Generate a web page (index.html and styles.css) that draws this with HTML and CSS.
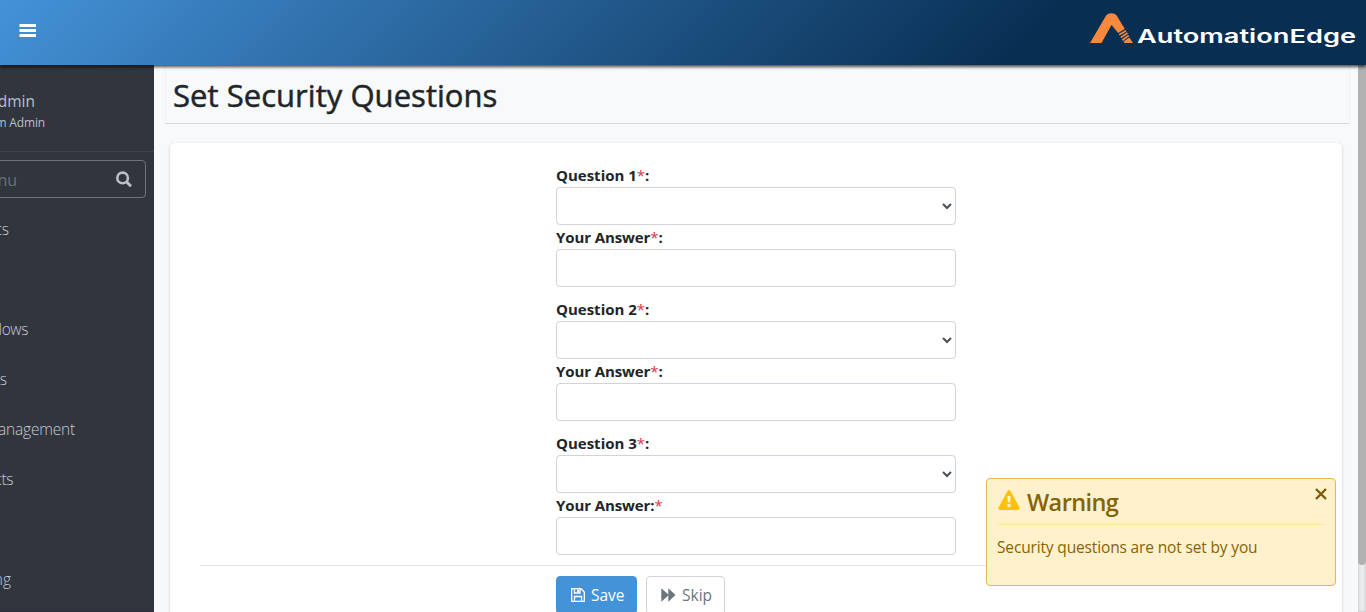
FILE: index.html
```html
<!DOCTYPE html>
<html lang="en">
<head>
<meta charset="utf-8">
<title>Set Security Questions</title>
<link rel="stylesheet" href="styles.css">
</head>
<body>
<header class="topbar">
  <svg class="burger" width="17" height="14" viewBox="0 0 17 14"><path fill="#fff" d="M.5 0H17v3H.5zM.5 5H17v3H.5zM.5 10H17v3H.5z"/></svg>
  <svg class="logo" width="276" height="44" viewBox="0 0 276 44">
    <path fill="#f6893d" d="M0 35L15.500 8.500Q17.500 5.200 21.300 5.200Q25.300 5.200 27.300 8.500L34.800 21L28.200 25L21.500 17L11.500 35Z"/>
    <path fill="#f6893d" d="M34.500 35H43L39.300 29.500L33.500 33.500Z"/>
    <path stroke="#f6893d" stroke-width="1.700" d="M29.200 26.800L36 22.700M30.800 29.500L37.500 25M32.300 32.200L38.700 27.500"/>
    <text class="logo-text" x="47" y="35" textLength="219" lengthAdjust="spacingAndGlyphs">AutomationEdge</text>
  </svg>
</header>
<div class="shell">
  <aside class="sidebar">
    <div class="user">
      <div class="clip name">dmin</div>
      <div class="clip role">m Admin</div>
    </div>
    <div class="search">
      <span class="clip hint">nu</span>
      <svg width="16" height="16" viewBox="0 0 16 16" fill="none" stroke="#bcbfc3"><circle cx="6.600" cy="6.900" r="5.300" stroke-width="2.600"/><path stroke-width="3" d="M10.500 10.800L15 15.300"/></svg>
    </div>
    <nav class="menu">
      <div class="clip w-ts">ts</div>
      <div class="clip"></div>
      <div class="clip w-lows">lows</div>
      <div class="clip w-s">s</div>
      <div class="clip w-management">anagement</div>
      <div class="clip w-cts">cts</div>
      <div class="clip"></div>
      <div class="clip w-ng">ng</div>
    </nav>
  </aside>
  <main class="content">
    <div class="page-title"><h1>Set Security Questions</h1></div>
    <section class="card">
      <form class="form">
        <div class="group">
          <label><span>Question 1<i>*</i>:</span></label><select class="control"></select>
          <label class="answer"><span>Your Answer<i>*</i>:</span></label><input class="control">
        </div>
        <div class="group">
          <label><span>Question 2<i>*</i>:</span></label><select class="control"></select>
          <label class="answer"><span>Your Answer<i>*</i>:</span></label><input class="control">
        </div>
        <div class="group">
          <label><span>Question 3<i>*</i>:</span></label><select class="control"></select>
          <label class="answer"><span>Your Answer:<i>*</i></span></label><input class="control">
        </div>
      </form>
      <div class="actions">
        <button class="btn save"><svg width="14" height="14" viewBox="0 0 14 14" fill="none" stroke="#fff" stroke-width="1.300"><path d="M.7.7H10L13.300 4V13.300H.7ZM3.500 13V8.500H10.500V13M3.500 1V5H9V1"/><path fill="#fff" stroke="none" d="M6.200 1.500H8.200V4.300H6.200Z"/></svg><span>Save</span></button>
        <button class="btn skip"><svg width="15" height="14" viewBox="0 0 15 14" fill="#6c757d"><path d="M.3 .3L7.300 6.500V.3L14.500 7L7.300 13.700V7.500L.3 13.700Z"/></svg><span>Skip</span></button>
      </div>
    </section>
  </main>
  <div class="scrollbar"><div class="thumb"></div></div>
</div>
<div class="toast">
  <div class="toast-head">
    <svg width="22" height="20" viewBox="0 0 22 20"><path fill="#ffc107" d="M9.500 1Q11 -.9 12.500 1L21.500 17.500Q22.200 20 20 20H2Q-.2 20 .5 17.500Z"/><path fill="#fff3cd" d="M9.400 6H12.600L12.200 12.500H9.800ZM9.500 14H12.500V17H9.500Z"/></svg>
    <h2>Warning</h2>
  </div>
  <p>Security questions are not set by you</p>
  <svg class="close" width="12" height="12" viewBox="0 0 12 12" stroke="#7b5c07" stroke-width="2.400"><path d="M1 1L11 11M11 1L1 11"/></svg>
</div>
</body>
</html>
```

FILE: styles.css
```css
* { box-sizing: border-box; }
body {
  margin: 0;
  height: 612px;
  overflow: hidden;
  display: flex;
  flex-direction: column;
  font-family: "Open Sans", "Noto Sans", sans-serif;
  font-size: 16px;
  line-height: 24px;
  color: #212529;
  background: #f8f9fb;
}
svg { display: block; flex: none; }
.topbar {
  height: 65px;
  flex: none;
  display: flex;
  justify-content: space-between;
  padding-left: 19px;
  background: linear-gradient(135deg, #4492d8 0%, #082e52 75%);
  box-shadow: 0 2px 3px rgba(0, 0, 0, .7);
  z-index: 2;
}
.burger { margin-top: 24px; }
.logo { margin-top: 8px; }
.logo-text { font: 600 19px Inter, sans-serif; fill: #fff; }
.shell { flex: 1; display: flex; min-height: 0; }
.sidebar { width: 154px; flex: none; background: #31353d; color: #b8bfce; overflow: hidden; border-bottom: 1px solid #2b2b38; }
.clip { display: flex; justify-content: flex-end; white-space: nowrap; }
.user { height: 87px; padding-top: 24px; border-bottom: 1px solid #3e424a; }
.name { width: 35px; font-size: 15.5px; }
.role { width: 45px; font-size: 12px; line-height: 20px; letter-spacing: -.15px; }
.search {
  height: 38px;
  margin: 8px 8px 0 -10px;
  border: 1px solid #6f747c;
  border-radius: 4px;
  display: flex;
  align-items: center;
  justify-content: space-between;
  padding-right: 13px;
}
.hint { width: 26px; color: #6c7179; padding-top: 1px; }
.menu { padding-top: 6px; font-weight: 300; font-size: 15.5px; color: #c8cad0; }
.menu .clip { height: 50px; line-height: 50px; }
.w-ts { width: 9px; }
.w-lows { width: 28px; letter-spacing: -.4px; }
.w-s { width: 7px; }
.w-management { width: 75px; letter-spacing: -.2px; }
.w-cts { width: 13px; letter-spacing: -.4px; }
.w-ng { width: 11px; }
.content { flex: 1; padding: 0 8px 0 11px; overflow: hidden; }
.page-title { height: 59px; padding: 10px 7px 0; border: 1px solid #eff1f4; border-bottom-color: #d5d8dc; border-top: 0; }
h1 { margin: 0; font-size: 31px; line-height: 40px; font-weight: 500; white-space: nowrap; -webkit-text-stroke: .5px #212529; letter-spacing: .04px; }
.card {
  height: 510px;
  margin: 19px 8px 0 5px;
  padding: 20px 30px 0;
  background: #fff;
  border-radius: 5px;
  box-shadow: 0 1px 3px rgba(0, 0, 0, .22);
}
.form { width: 400px; margin: 0 auto; }
.group { display: flex; flex-direction: column; margin-bottom: 10px; }
label { height: 24px; font-size: 15px; font-weight: 700; white-space: nowrap; }
.answer { letter-spacing: -.1px; }
label i { font-style: normal; color: #dc3545; font-weight: 400; }
.control { width: 400px; height: 38px; border: 1px solid #ced4da; border-radius: 4px; background: #fff; padding: 6px 12px; color: #495057; font-size: 16px; }
select.control { padding: 6px 5px; }
.actions { display: flex; gap: 9px; border-top: 1px solid #e5e5e5; padding: 10px 0 0 356px; }
.btn { height: 38px; display: flex; align-items: center; gap: 6px; font: 400 15.5px "Open Sans", sans-serif; border-radius: 4px; padding: 0 12px 0 14px; border: 1px solid #ced4da; }
.save { width: 81px; background: #4492d8; border-color: #4492d8; color: #fff; }
.skip { width: 79px; background: #fff; color: #6c757d; }
.scrollbar { width: 8px; background: #e9ebec; box-shadow: inset 0 0 3px #bbb; }
.thumb { height: 500px; background: #b1b1b1; border-radius: 0 0 4px 4px; }
.toast {
  position: absolute;
  left: 986px;
  top: 478px;
  width: 350px;
  height: 108px;
  padding: 5px 10px;
  z-index: 3;
  background: #fff1cc;
  border: 1px solid #e2b757;
  border-radius: 4px;
  color: #856404;
}
.toast-head { display: flex; gap: 7px; height: 41px; padding: 6px 0 0 1px; border-bottom: 1px solid #ffe69b; }
h2 { margin: -4px 0 0; font-size: 23.5px; line-height: 32px; font-weight: 600; letter-spacing: -.6px; }
.toast p { margin: 10px 0 0; font-size: 15.5px; letter-spacing: -.15px; white-space: nowrap; }
.close { position: absolute; right: 8px; top: 9px; }
```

## [Aim]
Return all the lines that contain the string "styles".

## [Task solution]
Generate a web page (index.html and styles.css) that draws this with HTML and CSS.
<link rel="stylesheet" href="styles.css">
FILE: styles.css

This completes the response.